According to the Centers for Disease Control and Prevention, there is no single cause for mental illness, but a number of factors can contribute to the risk for mental illness, such as trauma or a history of abuse, experiences related to other ongoing (chronic) medical conditions, biological factors, use of alcohol or drugs, and having feelings of loneliness or isolation.
Since the start of the pandemic, health experts have been warning that the strict pandemic measures, especially lockdowns and closures, will further worsen this issue and that a growing number of people will experience mental illnesses in the post-pandemic era. Now that the country has reopened, their prediction has proven to be correct, particularly in young children, and experts attribute this to school closures and children’s inability to socialize for extended periods of time. The pandemic measures not only affected children’s mental health, but they also had a huge impact on the children’s immunity, resulting in a record-high number of flu cases among children in recent weeks.
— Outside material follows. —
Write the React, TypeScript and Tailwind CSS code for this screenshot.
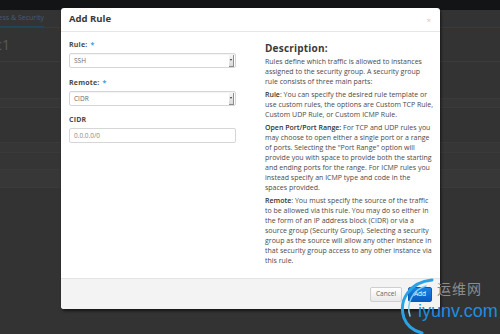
import React from 'react';

const FONT = { fontFamily: '"Open Sans", "Liberation Sans", sans-serif' };

function FieldLabel({ text, required }: { text: string; required?: boolean }) {
  return (
    <div className="h-[15px] flex items-center text-[7px] font-bold text-[#4a4a4a] tracking-[0.2px]">
      {text}
      {required && <span className="ml-[3px] text-[#3b9fd8]">*</span>}
    </div>
  );
}

function FakeSelect({ value }: { value: string }) {
  return (
    <div className="h-[15px] w-[167px] flex items-center border border-[#d6d6d6] rounded-[2px] bg-white shadow-[inset_0_1px_1px_rgba(0,0,0,0.05)]">
      <span className="flex-1 pl-[4px] text-[6.5px] text-[#6b6b6b]">{value}</span>
      <div className="w-[5px] h-[12px] mr-[1px] flex items-center justify-center bg-gradient-to-b from-[#f6f6f6] to-[#d9d9d9] border-r border-b border-[#8d8d8d]">
        <div className="w-0 h-0 border-l-[1.5px] border-r-[1.5px] border-t-[2px] border-l-transparent border-r-transparent border-t-[#333]" />
      </div>
    </div>
  );
}

function Para({ lead, children }: { lead?: string; children: React.ReactNode }) {
  return (
    <p className="mb-[3px]">
      {lead && <span className="font-semibold text-[#333]">{lead}</span>}
      {children}
    </p>
  );
}

export default function App() {
  return (
    <div className="relative w-[500px] h-[334px] overflow-hidden bg-[#333333]" style={FONT}>
      {/* page behind the dialog */}
      <div className="h-[10px] bg-[#131415]" />
      <div className="h-[18px] border-b border-[#2c3e4c] flex items-end">
        <div className="w-[44px] h-[17px] overflow-hidden flex justify-end items-center border-b border-[#23465e]">
          <span className="whitespace-nowrap text-[7px] text-[#3f5e73]">Access &amp; Security</span>
        </div>
      </div>
      <div className="h-[34px] border-b border-[#3b3b3b] flex items-center">
        <div className="w-[10px] overflow-hidden flex justify-end">
          <span className="whitespace-nowrap text-[14px] text-[#5a5a5a]">c1</span>
        </div>
      </div>
      <div className="h-[37px] border-b border-[#3a3a3a]" />
      <div className="h-[9px] bg-[#363636] border-b border-[#3a3a3a]" />
      <div className="h-[35px] border-b border-[#3a3a3a]" />
      <div className="h-[10px] bg-[#363636] border-b border-[#3a3a3a]" />
      <div className="h-[17px] bg-[#353535] border-b border-[#3a3a3a]" />
      <div className="h-[18px] bg-[#373737] border-b border-[#3a3a3a]" />

      {/* dialog */}
      <div className="absolute left-[61px] top-[8px] w-[379px] h-[301px] flex flex-col bg-white rounded-[3px] shadow-[1px_2px_3px_rgba(0,0,0,0.6)] overflow-hidden">
        <div className="h-[24px] shrink-0 flex items-center justify-between pl-[8px] pr-[9px] border-b border-[#e6e6e6]">
          <span className="text-[9.5px] font-bold text-[#3a3a3a]">Add Rule</span>
          <span className="text-[8px] text-[#c4c4c4] leading-none">×</span>
        </div>

        <div className="flex-1 flex pl-[8px] pr-[6px]">
          <div className="w-[167px] pt-[6px]">
            <FieldLabel text="Rule:" required />
            <FakeSelect value="SSH" />
            <div className="h-[8px]" />
            <FieldLabel text="Remote:" required />
            <FakeSelect value="CIDR" />
            <div className="h-[7px]" />
            <FieldLabel text="CIDR" />
            <div className="h-[15px] w-[167px] flex items-center border border-[#d6d6d6] rounded-[2px] bg-white">
              <span className="pl-[4px] text-[6.5px] text-[#8a8a8a]">0.0.0.0/0</span>
            </div>
          </div>

          <div className="w-[172px] ml-[29px] pt-[10px] text-[7px] leading-[10px] text-[#4a4a4a]">
            <h3 className="text-[10px] leading-[12px] mb-[3px] font-bold text-[#3a3a3a] tracking-[0.2px]">Description:</h3>
            <Para>
              Rules define which traffic is allowed to instances assigned to the security group. A security group rule consists of three main parts:
            </Para>
            <Para lead="Rule">
              : You can specify the desired rule template or use custom rules, the options are Custom TCP Rule, Custom UDP Rule, or Custom ICMP Rule.
            </Para>
            <Para lead="Open Port/Port Range:">
              {' '}For TCP and UDP rules you may choose to open either a single port or a range of ports. Selecting the "Port Range" option will provide you with space to provide both the starting and ending ports for the range. For ICMP rules you instead specify an ICMP type and code in the spaces provided.
            </Para>
            <Para lead="Remote">
              : You must specify the source of the traffic to be allowed via this rule. You may do so either in the form of an IP address block (CIDR) or via a source group (Security Group). Selecting a security group as the source will allow any other instance in that security group access to any other instance via this rule.
            </Para>
          </div>
        </div>

        <div className="h-[31px] shrink-0 flex items-center justify-end gap-[6px] pr-[8px] bg-[#f3f3f3] border-t border-[#e4e4e4]">
          <button className="h-[15px] w-[32px] rounded-[2px] border border-[#cfcfcf] bg-gradient-to-b from-white to-[#e9e9e9] text-[6.5px] text-[#666]">
            Cancel
          </button>
          <button className="h-[15px] w-[24px] rounded-[2px] border border-[#0a5bb5] bg-gradient-to-b from-[#1a82e0] to-[#0a5cc4] text-[6.5px] text-white">
            Add
          </button>
        </div>
      </div>

      {/* watermark */}
      <svg className="absolute left-[396px] top-[276px]" width="40" height="58" viewBox="0 0 40 58">
        <path d="M36 4 C 14 6, 2 24, 8 42 C 11 50, 18 55, 26 57" stroke="#2aa3e6" strokeWidth="3" fill="none" strokeLinecap="round" />
        <path d="M30 10 C 16 14, 10 28, 14 40" stroke="#7ccdf4" strokeWidth="1.5" fill="none" strokeLinecap="round" />
      </svg>
      <div className="absolute left-[437px] top-[279px] text-[14px] leading-[18px] text-[#8c8c8c] tracking-[1px]" style={{ fontFamily: '"Noto Sans CJK SC", sans-serif' }}>
        运维网
      </div>
      <div className="absolute left-[418px] top-[299px] text-[18px] leading-[24px] text-[#1b8fe0]" style={{ fontFamily: '"Liberation Sans", sans-serif' }}>
        iyunv.com
      </div>
    </div>
  );
}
Many people who suffer from depression or anxiety don’t seek and receive proper medical help. Sometimes the needed services are simply not available, so there is nowhere to turn. Even with available options, there are numerous other factors that prevent people from obtaining help – either to take the first step to meet with a practitioner or to pursue treatment once diagnosed. These people, however, have difficulties in their everyday lives.
That’s why Dr. Caroljane Roberson, a psychiatrist at the Trident Medical Center in North Charleston, decided to host a behavioral health disorders seminar next weekend and help those in need of proper medical help. The seminar will focus on anxiety and depression, two of the most common mental health illnesses among Americans.
The free, hour-long event is set to take place from 11 a.m. – 12 p.m. on Saturday in the hospital’s cafeteria. Although the event is free and everyone in need of help is encouraged to join, those interested are encouraged to RSVP by calling 843-797-3463 or registering online.
Dr. Caroljane Roberson said that she wants to help the Lowcountry residents who suffer from depression or anxiety by discussing types of care and treatments that will make their everyday lives easier.